On Aug 9, 2009, at 6:32 PM, Christophe Rhodes wrote:
> Does all of this accord with other people's interpretations of SBCL
Yes, that all sounds right to me.
> Is there code out there which actively takes a different
> interpretation? I'm planning to implement better support for Unicode
> data querying and algorithms (such as normalization, collation and
> comparison); I suspect that we will also want to implement a more
> permissive UTF-8 variant, which allows ill-formed UTF-8 through or
> replaces ill-formed sequences with a replacement character, for
> interactive use.
I think it'd be nice to have an API like Python's, which separates out
the encoding and the error handling.
SBCL currently currently just raises a condition when there's an
encoding/decoding error, which, while you can catch it, it's not
convenient since it's then not associated with a particular stream.
Their docs website is apparently down at the moment, so I reproduce
part of the docs below:
> To simplify and standardize error handling, the encode() and
> decode() methods may implement different error handling schemes by
> providing the errors string argument. The following string values
> are defined and implemented by all standard Python codecs:
> Value Meaning
> 'strict' Raise UnicodeError (or a subclass); this is the default.

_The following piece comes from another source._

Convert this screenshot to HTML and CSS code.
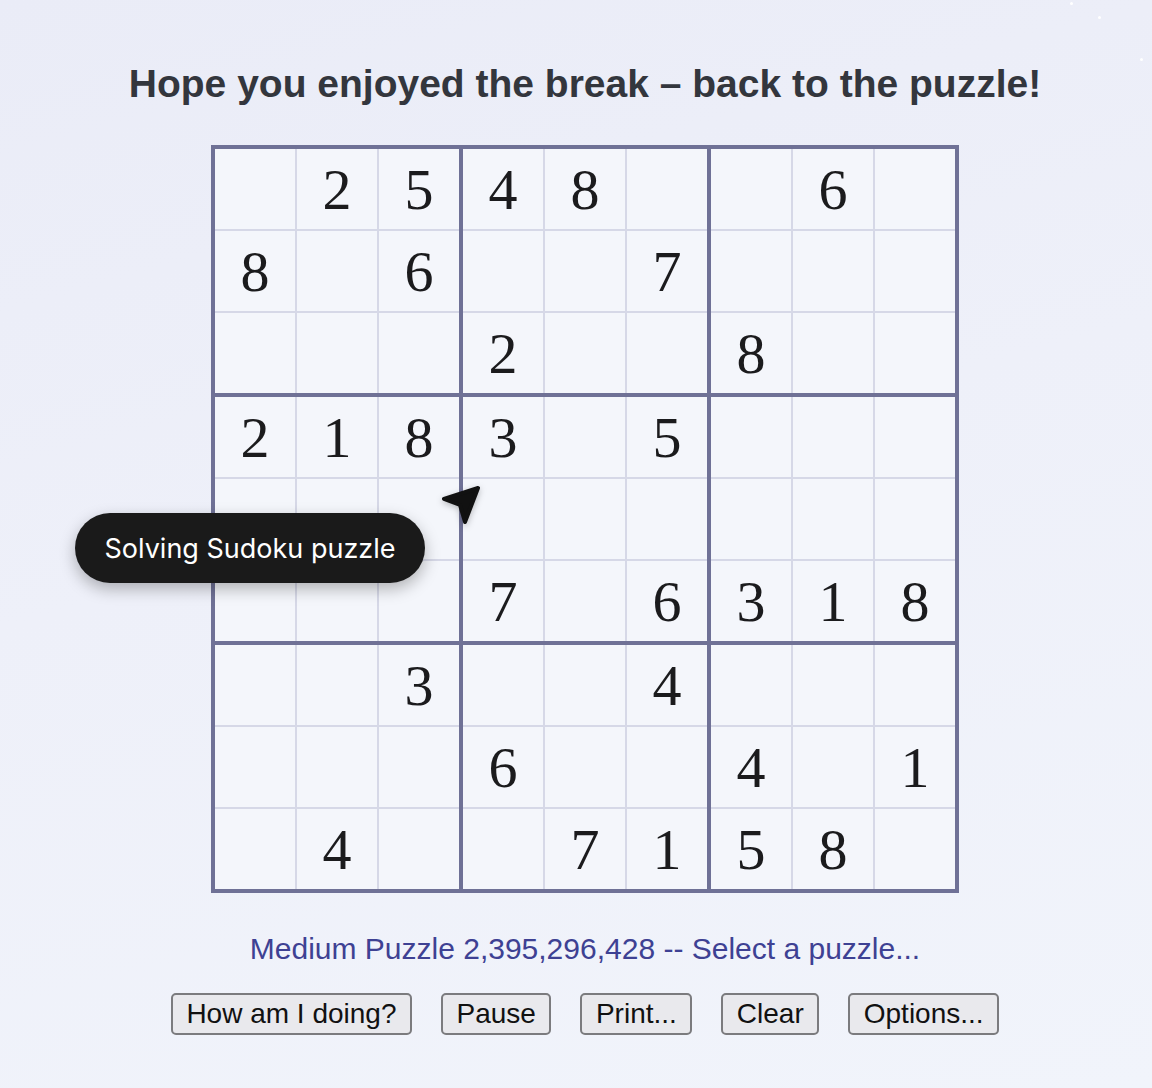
FILE: index.html
```html
<!DOCTYPE html>
<html>
<head>
<meta charset="utf-8">
<link rel="stylesheet" href="styles.css">
</head>
<body>
<main class="page">
  <h1 class="title">Hope you enjoyed the break – back to the puzzle!</h1>
  <div class="board">
    <div class="box">
      <div class="cell"></div><div class="cell">2</div><div class="cell">5</div>
      <div class="cell">8</div><div class="cell"></div><div class="cell">6</div>
      <div class="cell"></div><div class="cell"></div><div class="cell"></div>
    </div>
    <div class="box">
      <div class="cell">4</div><div class="cell">8</div><div class="cell"></div>
      <div class="cell"></div><div class="cell"></div><div class="cell">7</div>
      <div class="cell">2</div><div class="cell"></div><div class="cell"></div>
    </div>
    <div class="box">
      <div class="cell"></div><div class="cell">6</div><div class="cell"></div>
      <div class="cell"></div><div class="cell"></div><div class="cell"></div>
      <div class="cell">8</div><div class="cell"></div><div class="cell"></div>
    </div>
    <div class="box">
      <div class="cell">2</div><div class="cell">1</div><div class="cell">8</div>
      <div class="cell"></div><div class="cell"></div><div class="cell"></div>
      <div class="cell"></div><div class="cell"></div><div class="cell"></div>
    </div>
    <div class="box">
      <div class="cell">3</div><div class="cell"></div><div class="cell">5</div>
      <div class="cell"></div><div class="cell"></div><div class="cell"></div>
      <div class="cell">7</div><div class="cell"></div><div class="cell">6</div>
    </div>
    <div class="box">
      <div class="cell"></div><div class="cell"></div><div class="cell"></div>
      <div class="cell"></div><div class="cell"></div><div class="cell"></div>
      <div class="cell">3</div><div class="cell">1</div><div class="cell">8</div>
    </div>
    <div class="box">
      <div class="cell"></div><div class="cell"></div><div class="cell">3</div>
      <div class="cell"></div><div class="cell"></div><div class="cell"></div>
      <div class="cell"></div><div class="cell">4</div><div class="cell"></div>
    </div>
    <div class="box">
      <div class="cell"></div><div class="cell"></div><div class="cell">4</div>
      <div class="cell">6</div><div class="cell"></div><div class="cell"></div>
      <div class="cell"></div><div class="cell">7</div><div class="cell">1</div>
    </div>
    <div class="box">
      <div class="cell"></div><div class="cell"></div><div class="cell"></div>
      <div class="cell">4</div><div class="cell"></div><div class="cell">1</div>
      <div class="cell">5</div><div class="cell">8</div><div class="cell"></div>
    </div>
  </div>
  <p class="info">Medium Puzzle 2,395,296,428 -- <a class="select" href="#">Select a puzzle...</a></p>
  <div class="actions">
    <button class="btn">How am I doing?</button>
    <button class="btn">Pause</button>
    <button class="btn">Print...</button>
    <button class="btn">Clear</button>
    <button class="btn">Options...</button>
  </div>
</main>
<div class="tooltip">Solving Sudoku puzzle</div>
<svg class="cursor" width="44" height="44" viewBox="0 0 44 44">
  <path d="M38 4 L4 15 L20 21 L25 38 Z" fill="#111" stroke="#111" stroke-width="4" stroke-linejoin="round"/>
</svg>
<span class="spark s1"></span>
<span class="spark s2"></span>
<span class="spark s3"></span>
</body>
</html>
```
FILE: styles.css
```css
html, body {
  margin: 0;
  padding: 0;
}
body {
  width: 1152px;
  min-height: 1088px;
  background: linear-gradient(165deg, #eaecf7 0%, #eef0f9 45%, #f1f4fb 100%);
  font-family: "Liberation Sans", Arial, sans-serif;
  position: relative;
  overflow: hidden;
}
.page {
  display: flex;
  flex-direction: column;
  align-items: center;
  padding-left: 18px;
}
.title {
  margin: 62px 0 0;
  font-size: 39px;
  line-height: 44px;
  font-weight: bold;
  color: #33363d;
}
.board {
  margin-top: 39px;
  display: grid;
  grid-template-columns: repeat(3, 244px);
  grid-template-rows: repeat(3, 244px);
  gap: 4px;
  padding: 4px;
  background: #6f7196;
}
.box {
  display: grid;
  grid-template-columns: repeat(3, 80px);
  grid-template-rows: repeat(3, 80px);
  gap: 2px;
  background: #d6d8e7;
}
.cell {
  background: #f4f6fb;
  display: flex;
  align-items: center;
  justify-content: center;
  font-family: "Liberation Serif", "Times New Roman", serif;
  font-size: 58px;
  line-height: 1;
  color: #1b1b1d;
  padding-top: 1px;
  box-sizing: border-box;
}
.info {
  margin: 39px 0 0;
  font-size: 30px;
  line-height: 34px;
  color: #3e4193;
}
.select {
  color: #3e4193;
  text-decoration: none;
}
.actions {
  margin-top: 27px;
  display: flex;
  gap: 29px;
}
.btn {
  font-family: "Liberation Sans", Arial, sans-serif;
  font-size: 28px;
  line-height: 32px;
  padding: 3px 13.5px;
  border: 2px solid #7b7b7e;
  border-radius: 5px;
  background: #e9e9ed;
  color: #111;
}
.tooltip {
  position: absolute;
  left: 75px;
  top: 513px;
  width: 350px;
  height: 70px;
  border-radius: 35px;
  background: #1a1a1a;
  color: #fff;
  font-family: Inter, "Noto Sans", sans-serif;
  font-size: 27px;
  display: flex;
  align-items: center;
  justify-content: center;
  box-shadow: 0 6px 16px rgba(0, 0, 0, 0.28);
}
.cursor {
  position: absolute;
  left: 440px;
  top: 484px;
  filter: drop-shadow(0 2px 3px rgba(0, 0, 0, 0.25));
}
.spark {
  position: absolute;
  width: 3px;
  height: 3px;
  border-radius: 50%;
  background: #fff;
}
.s1 { left: 1070px; top: 2px; }
.s2 { left: 1098px; top: 16px; }
.s3 { left: 1140px; top: 58px; }
```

> 'ignore' Ignore the character and continue with the next.
> 'replace' Replace with a suitable replacement character; Python will
> use the official U+FFFD REPLACEMENT CHARACTER for the built-in
> Unicode codecs on decoding and ‘?’ on encoding.
> 'xmlcharrefreplace' Replace with the appropriate XML character
> reference (only for encoding).
> 'backslashreplace' Replace with backslashed escape sequences (only
> for encoding).
> The set of allowed values can be extended via register_error().
PEP-383 added the new error handler "surrogateescape" which, when used
as an error handler with UTF-8 encoding/decoding, implements UTF-8b.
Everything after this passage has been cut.